Sedona reads loaded layers

Like PostGIS, the Apache Sedona engine queries layers you have loaded into the map (listed as Queryable layers). The geometry column is named geometry, so spatial functions look like ST_Centroid(geometry), ST_Area(geometry), or ST_Buffer(geometry, 0.1).

Attribute columns in the browser engine

With the in-browser CereusDB engine, SELECT * returns each layer's attributes as columns (and "Add as layer" preserves them), but you cannot yet reference an attribute by name in SQL (e.g. WHERE name = 'Texas') — that build exposes attributes only through the geometry column and spatial functions. Run the SedonaDB sidecar (install the sedona extra) for full attribute SQL.

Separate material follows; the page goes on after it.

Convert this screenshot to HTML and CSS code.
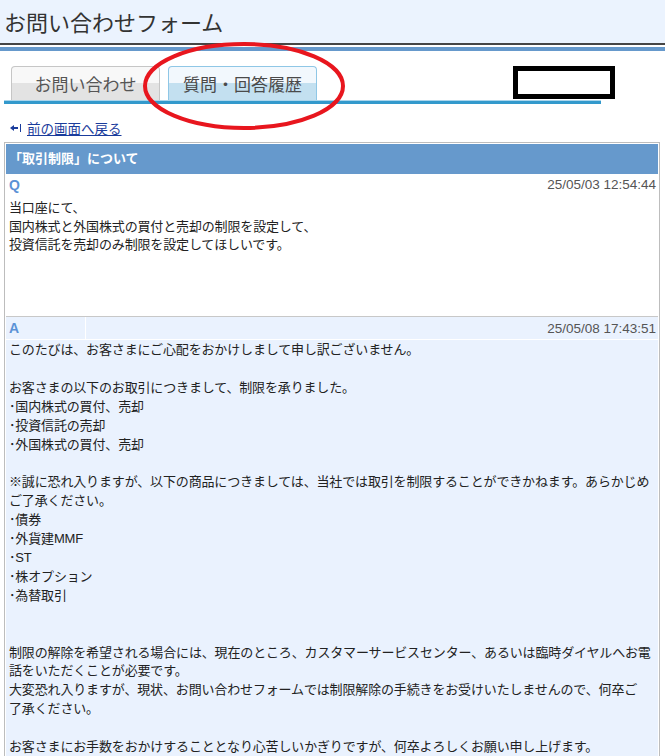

Sample queries and history

  • Sample queries and Sample query for layer menus drop ready-made queries into the editor to get you started.
  • Your previous queries are kept in a history so you can rerun them.

Using the results

When a query returns geometry, you can add the result to the map as a new layer (with an optional layer name). The result layer behaves like any vector layer, with identify, selection, and the attribute table. You can also export results as CSV or GeoParquet.

Multiple result layers

You can add several DuckDB query-result layers to the same project and keep them all open at once.

See the Spatial SQL tutorial for an end-to-end walkthrough. The SQL Workspace works in both the browser and the desktop app because it runs on DuckDB-WASM.